Radon transform parameters

The performance of the Radon transform to focus the primaries and multiples to separate regions of the transformed domain, depends on the choice of curvature parameters and apex-shift values. In particular, curvatures should range from small negative values to allow for the possibility of slightly under-migrated primaries, to large enough values to accommodate the maximum curvatures of the over-migrated multiples. I have found that these are not particularly critical parameters as long as the curvature sampling is fine enough to avoid aliasing in the Radon domain. Similarly for the apex-shift parameters. They are not critical, since their role is only to provide room for the mapping of the diffracted multiples, thus preventing them from interfering with the primaries and the specular multiples that map to the zero apex-shift plane. A critical step is the design of the mute pattern to eliminate the primaries and keep the multiples.

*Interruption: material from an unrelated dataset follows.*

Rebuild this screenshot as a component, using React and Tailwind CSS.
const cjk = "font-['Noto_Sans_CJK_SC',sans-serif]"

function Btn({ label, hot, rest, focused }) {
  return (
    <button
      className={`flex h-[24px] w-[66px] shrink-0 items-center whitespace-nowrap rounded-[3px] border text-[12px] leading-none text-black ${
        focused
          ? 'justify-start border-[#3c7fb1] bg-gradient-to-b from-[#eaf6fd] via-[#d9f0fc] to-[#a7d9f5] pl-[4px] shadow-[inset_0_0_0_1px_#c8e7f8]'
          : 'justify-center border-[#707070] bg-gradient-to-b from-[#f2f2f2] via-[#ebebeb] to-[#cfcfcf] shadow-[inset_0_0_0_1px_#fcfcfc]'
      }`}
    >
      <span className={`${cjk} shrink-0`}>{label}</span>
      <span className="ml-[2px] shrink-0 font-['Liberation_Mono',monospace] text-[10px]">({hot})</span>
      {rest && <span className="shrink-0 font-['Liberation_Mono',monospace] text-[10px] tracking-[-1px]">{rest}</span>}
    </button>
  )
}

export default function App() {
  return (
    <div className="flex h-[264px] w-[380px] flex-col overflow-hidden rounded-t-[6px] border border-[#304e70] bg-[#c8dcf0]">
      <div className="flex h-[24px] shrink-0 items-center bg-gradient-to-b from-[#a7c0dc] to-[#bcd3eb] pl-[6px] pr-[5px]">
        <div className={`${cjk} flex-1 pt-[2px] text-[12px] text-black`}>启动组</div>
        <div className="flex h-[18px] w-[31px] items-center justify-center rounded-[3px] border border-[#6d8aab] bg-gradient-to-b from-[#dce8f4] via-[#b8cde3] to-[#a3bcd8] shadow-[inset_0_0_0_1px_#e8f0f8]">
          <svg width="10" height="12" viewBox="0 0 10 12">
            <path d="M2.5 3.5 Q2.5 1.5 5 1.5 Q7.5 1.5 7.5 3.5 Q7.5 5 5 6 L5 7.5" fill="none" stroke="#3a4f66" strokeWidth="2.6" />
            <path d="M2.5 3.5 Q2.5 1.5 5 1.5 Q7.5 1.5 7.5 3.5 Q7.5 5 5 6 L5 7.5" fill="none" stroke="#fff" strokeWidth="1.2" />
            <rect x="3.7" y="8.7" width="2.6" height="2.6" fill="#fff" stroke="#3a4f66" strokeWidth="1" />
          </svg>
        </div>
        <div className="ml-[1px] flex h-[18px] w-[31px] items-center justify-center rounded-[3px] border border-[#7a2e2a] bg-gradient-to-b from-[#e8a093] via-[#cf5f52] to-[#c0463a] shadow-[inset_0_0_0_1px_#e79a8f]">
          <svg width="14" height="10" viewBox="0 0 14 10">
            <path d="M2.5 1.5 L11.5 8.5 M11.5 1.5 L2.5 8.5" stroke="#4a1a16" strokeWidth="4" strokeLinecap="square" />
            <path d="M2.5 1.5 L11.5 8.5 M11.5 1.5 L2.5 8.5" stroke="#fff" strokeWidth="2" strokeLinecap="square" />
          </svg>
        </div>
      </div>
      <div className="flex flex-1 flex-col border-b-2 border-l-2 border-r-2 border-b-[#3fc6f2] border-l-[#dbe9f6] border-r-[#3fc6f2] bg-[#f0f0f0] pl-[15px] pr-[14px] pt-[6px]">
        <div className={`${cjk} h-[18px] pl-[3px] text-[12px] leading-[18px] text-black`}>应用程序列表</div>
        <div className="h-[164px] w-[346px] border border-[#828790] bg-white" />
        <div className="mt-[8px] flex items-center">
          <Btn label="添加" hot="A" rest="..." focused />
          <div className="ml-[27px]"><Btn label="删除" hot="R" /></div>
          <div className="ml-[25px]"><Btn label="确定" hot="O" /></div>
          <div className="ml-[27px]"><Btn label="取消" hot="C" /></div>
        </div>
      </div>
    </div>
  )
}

There are several ways that this could be implemented. I constructed a mask of ones for the multiple regions and zeros for the primary region, smoothed it laterally and in depth and multiplied it by the transformed data.

An important, and somewhat difficult parameter to estimate, is the one that controls the Cauchy regularization (parameter $b$ in equation 33). We want the data in the ADCIG to be explained in the Radon domain by as few parameters as possible but avoiding the risk of attenuating the contribution from weak subsalt primaries. This is a trial and error parameter and it requires some testing to get a satisfactory value.